Task inputs:

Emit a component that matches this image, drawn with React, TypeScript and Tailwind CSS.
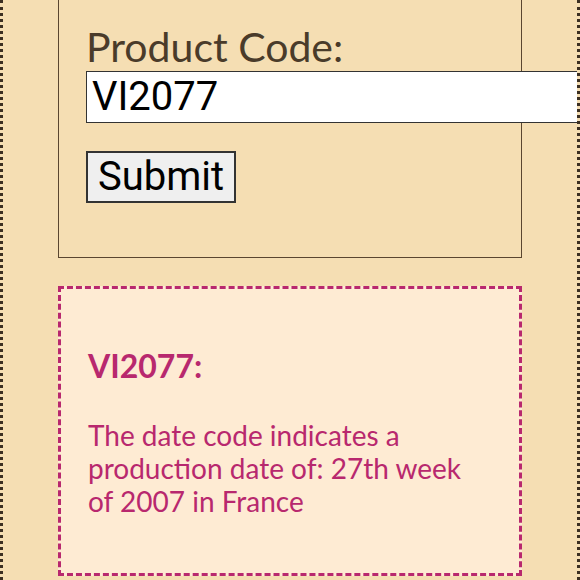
import React from "react";

const PINK = "text-[#b8286e]";

export default function App() {
  return (
    <div className="h-[580px] w-[580px] overflow-hidden bg-[#f5deb3] border-x-[3px] border-dotted border-[#3b2f22] px-[55px]">
      <form
        className="border border-t-0 border-[#5a4630] pl-[27px] pt-[22px] pb-[54px]"
        onSubmit={e => e.preventDefault()}
      >
        <label className="block text-[41px] leading-[49px] text-[#4a3b2a] [font-family:Lato,sans-serif]">
          Product Code:
        </label>
        <input
          type="text"
          defaultValue="VI2077"
          className="block w-[520px] h-[52px] bg-white border border-[#333] px-[5px] text-[40px] text-black [font-family:Roboto,sans-serif] outline-none"
        />
        <button
          type="submit"
          className="mt-[28px] block h-[52px] w-[150px] bg-[#efefef] border-2 border-[#333] text-[40px] leading-none text-black [font-family:Roboto,sans-serif]"
        >
          Submit
        </button>
      </form>

      <div className="mt-[28px] border-[3px] border-dashed border-[#b8286e] bg-[#feebd3] pl-[27px] pr-[40px] pt-[58px] pb-[55px] [font-family:Lato,sans-serif]">
        <h2 className={`text-[32px] leading-[1.2] font-bold ${PINK}`}>VI2077:</h2>
        <p className={`mt-[34px] text-[28px] leading-[33px] ${PINK}`}>
          The date code indicates a production date of: 27th week of 2007 in France
        </p>
      </div>
    </div>
  );
}
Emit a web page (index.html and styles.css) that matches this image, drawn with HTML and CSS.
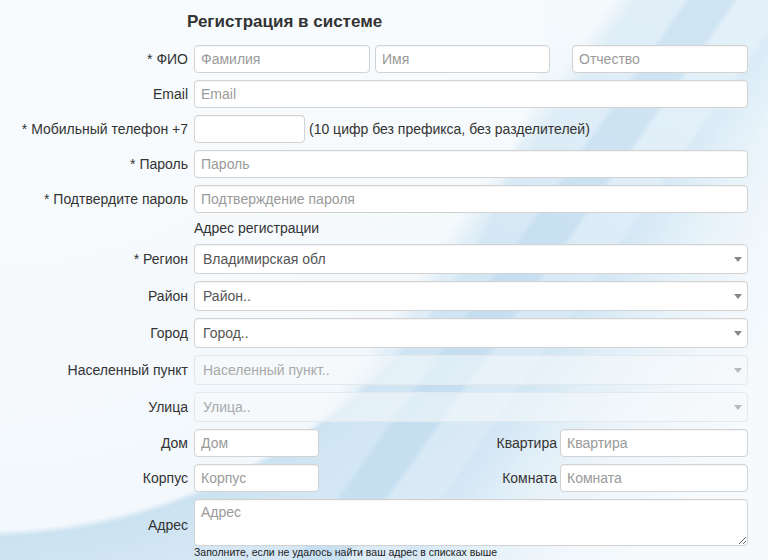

What you have to do: Reproduce all of the data exactly; the pictures do not belong in the copy.

Solution to the problem:
Emit a component that matches this image, drawn with React, TypeScript and Tailwind CSS.
import React from "react";

const PINK = "text-[#b8286e]";

export default function App() {
  return (
    <div className="h-[580px] w-[580px] overflow-hidden bg-[#f5deb3] border-x-[3px] border-dotted border-[#3b2f22] px-[55px]">
      <form
        className="border border-t-0 border-[#5a4630] pl-[27px] pt-[22px] pb-[54px]"
        onSubmit={e => e.preventDefault()}
      >
        <label className="block text-[41px] leading-[49px] text-[#4a3b2a] [font-family:Lato,sans-serif]">
          Product Code:
        </label>
        <input
          type="text"
          defaultValue="VI2077"
          className="block w-[520px] h-[52px] bg-white border border-[#333] px-[5px] text-[40px] text-black [font-family:Roboto,sans-serif] outline-none"
        />
        <button
          type="submit"
          className="mt-[28px] block h-[52px] w-[150px] bg-[#efefef] border-2 border-[#333] text-[40px] leading-none text-black [font-family:Roboto,sans-serif]"
        >
          Submit
        </button>
      </form>

      <div className="mt-[28px] border-[3px] border-dashed border-[#b8286e] bg-[#feebd3] pl-[27px] pr-[40px] pt-[58px] pb-[55px] [font-family:Lato,sans-serif]">
        <h2 className={`text-[32px] leading-[1.2] font-bold ${PINK}`}>VI2077:</h2>
        <p className={`mt-[34px] text-[28px] leading-[33px] ${PINK}`}>
          The date code indicates a production date of: 27th week of 2007 in France
        </p>
      </div>
    </div>
  );
}
Emit a web page (index.html and styles.css) that matches this image, drawn with HTML and CSS.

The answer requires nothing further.